Chaque année, vous venez au Burkina votre terre natal. Que retenez-vous de ce récent séjour ?

Le séjour s’est très bien passé. Je remercie Dieu, j’ai passé le séjour en bonne santé. Deuxièmement, toutes les activités que nous avions programmées ont pu être exécutées tranquillement sans aucun souci. Le tournoi s’est bien déroulé, le don de sang également. J’ai parrainé quelques activités qui se sont aussi très bien passées telle celle de l’association des donneurs de sang où nous avons donné des prix à ces donneurs de sang. C’était une première à Banfora. Avec l’association AVISE nous avons primé les meilleures filles du CM1. Ce sont ces quelques activités que nous avons menées ou parrainées. Il y a d’autres personnes et structures qui m’ont sollicité pour parrainer leurs activités mais par manque de temps, je n’ai pas pu honorer leur requête. J’espère que la prochaine fois ça va aller.

Après trois éditions du tournoi de la solidarité, quel bilan tirez-vous. Va-t-il se poursuivre ?

Le tournoi va se poursuivre. Je tiens beaucoup à cette compétition sportive mais on ne va pas garder le même format. Le format des petits poteaux et des 6 joueurs sera gardé mais nous allons ajouter d’autres choses. Le don de sang aussi sera maintenu pour chaque édition mais avec les organisateurs, nous allons apporter de nouvelles touches. Nous sommes en train de réfléchir déjà à cela afin de satisfaire le plus grand nombre de personnes.

« Toutes les activités que nous avions programmées ont pu être exécutées tranquillement sans aucun souci »

Deux éditions déjà pour les permis de conduire conditionnés par le don de sang. Quel bilan faites-vous et comment l’initiative est accueillie par la jeunesse ?

L’initiative très bien accueillie par la jeunesse car cette année pour la première fois nous avons eu 128 poches de sang. Je pense que c’était une première dans la région.

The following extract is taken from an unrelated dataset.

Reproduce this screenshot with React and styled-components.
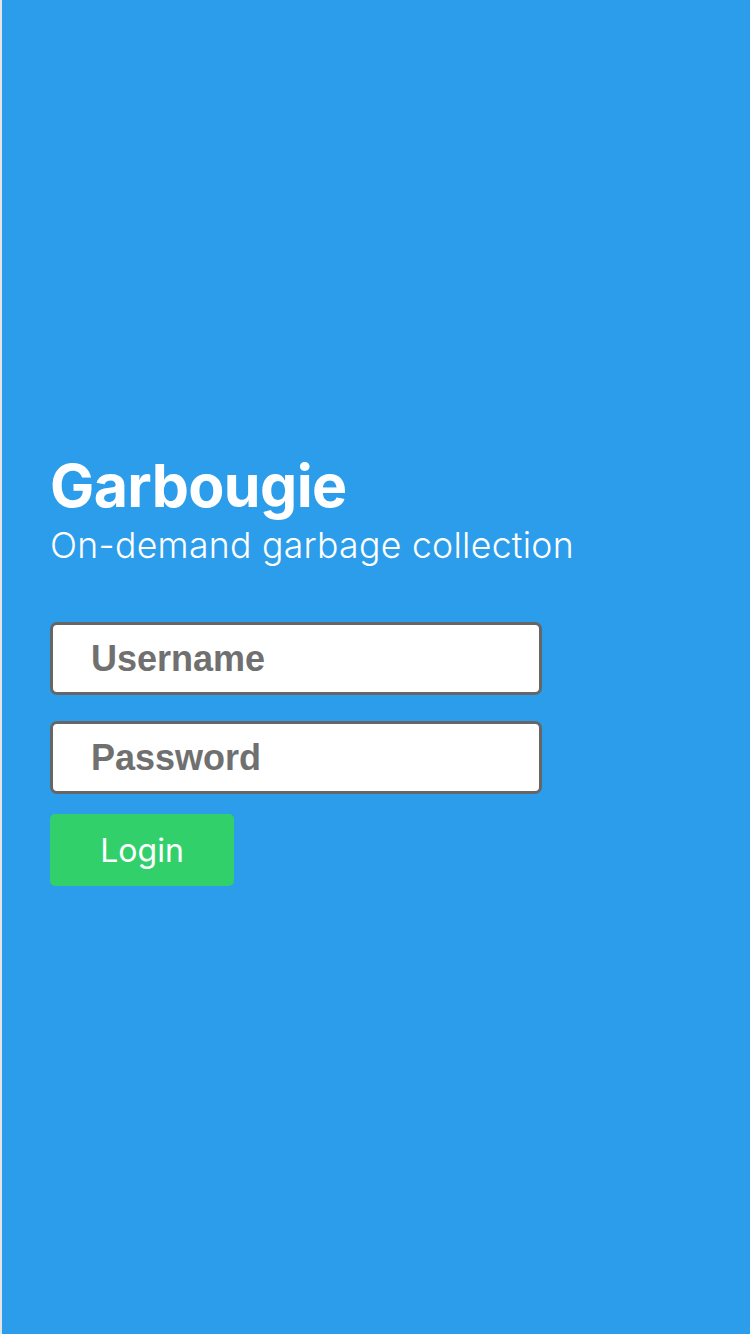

Une initiative privée qui permet l’hôpital de collecter un tel nombre de poches de sang, c’est très bon et les gens sont vraiment contents, surtout ces jeunes qui ont eu la chance d’être tirés au choix pour bénéficier des permis de conduire. D’autres nous disent qu’ils n’ont pas eu l’information à temps et qu’ils se préparent pour l’année prochaine. Je pense que c’est avant-hier (27 septembre 2024), ceux qui ont eu les bons de permis de conduire ont déjà passé leur code et nous avons beaucoup d’admis parmi eux. D’ici un mois je pense que certains auront ce diplôme pour conduire. Je suis très satisfais.

Les jeunes de Banfora peuvent-ils compter sur la pérennisation de l’opération « don de sang-permis de conduire » ?

Nous allons tout faire dans ce sens et je vous assure que le nombre ne va jamais baisser par la grâce de Dieu. Chaque année, nous allons essayer d’aller de l’avant.

Un mot pour ces jeunes qui vous attendent pour avoir le diplôme de permis de conduire ?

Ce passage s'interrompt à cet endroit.